Pucci essentially turned aviation marketing on its head overnight. Whether this was intentional or not we will never know. But his psychedelic flight attendant outfit – known as the “Supersonic Derby” – was an aviation show-stopper. Comprising a geometric printed nylon dress with matching tights and a bowler hat, the uniforms were a theatrical take on Italian high fashion meets intergalactic travel.
Pucci even designed an astronaut-inspired glass helmet called a “rain dome”, to protect stewardesses’ hairdos on the journey from the hotel via the terminal to the plane. Sadly, the impractical glass helmets only lasted a month, since there was nowhere to put them in-flight, but the fact that they were even produced, and worn for a time, says a great deal about the glamour and excitement associated with the aviation industry in the 1960s.
There was even a somewhat titillating marketing campaign for Braniff, called the “Air Strip”, featured a Pucci-designed uniform with several layers that could be removed inflight. The TV commercial even went so far as to depict a stewardess performing an airborne striptease.
Of course, once Braniff turned the stewardess into a fragrantly sexual icon, other airlines soon followed. This culminated in Southwest Airlines throwing caution to the wind with its 1973 stewardess attire, which included thigh-high laced-up kinky boots and hot pants. Perhaps this was a step too far!
Thanks to the revolutionary fashion of Dior and the popularity of Chanel, the two-piece suit became the basis of almost every flight attendant uniform in the ‘70s and ‘80s.
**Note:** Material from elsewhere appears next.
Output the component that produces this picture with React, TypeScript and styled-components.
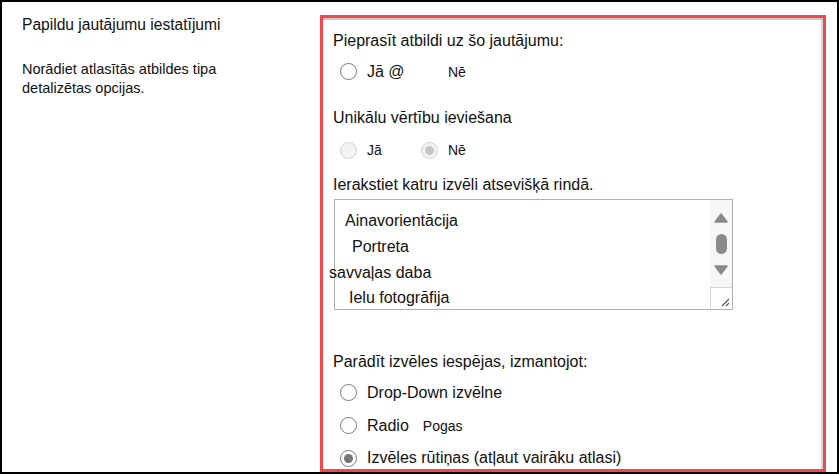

All that really changed in these two decades were the length of the hemlines, the width of jacket lapels and the size of the padded shoulders. Conservatism was back in the skies, and until very recently, uniforms were uninteresting.
The noticeable lack of glamour in our skies was remedied only relatively recently by the grande dame of British high fashion, Vivienne Westwood, whose punk attitude is more alive now than in the movement’s Seventies heyday. Westwood designed cutting-edge new uniforms to mark the 30th anniversary of Virgin Atlantic – incorporating her well-tailored, figure-hugging signatures – which are now worn by over 7,500 members of staff, including cabin crew, pilots and ground staff.
The pairing of Westwood and Branson came as a surprise to many, considering the designer’s outspoken views on sustainability and unnecessary waste. However, “sustainability” is the watchword when it comes to Westwood’s 22-piece collection for Virgin, which includes the use of a polyester yarn made from recycled plastic bottles, a nano finish to help retain colour and extend garment life, and bags for ground staff that came about as a result of a United Nations collaboration with the Ethical Fashion Initiative in Nairobi. Yet the ‘40s-inspired uniforms for Virgin’s high-flying crew don’t sacrifice beautiful design and strong tailoring. On the contrary, standouts include a bright red jacket – inspired by the Bettina jacket Westwood designed in the early ’90s – paired with a matching red pencil skirt and red shoes with an hourglass heel (a Westwood signature). Meanwhile the guys are sporting sharp, three-piece burgundy wool suits inspired by Savile Row tailoring.
Let’s hope that Westwood’s collection for Virgin has kick-started the reintroduction of some glamour into our skies. Like the return of supersonic air travel, and rocket-powered craft taking us into space for a weekend jaunt, we can but dream.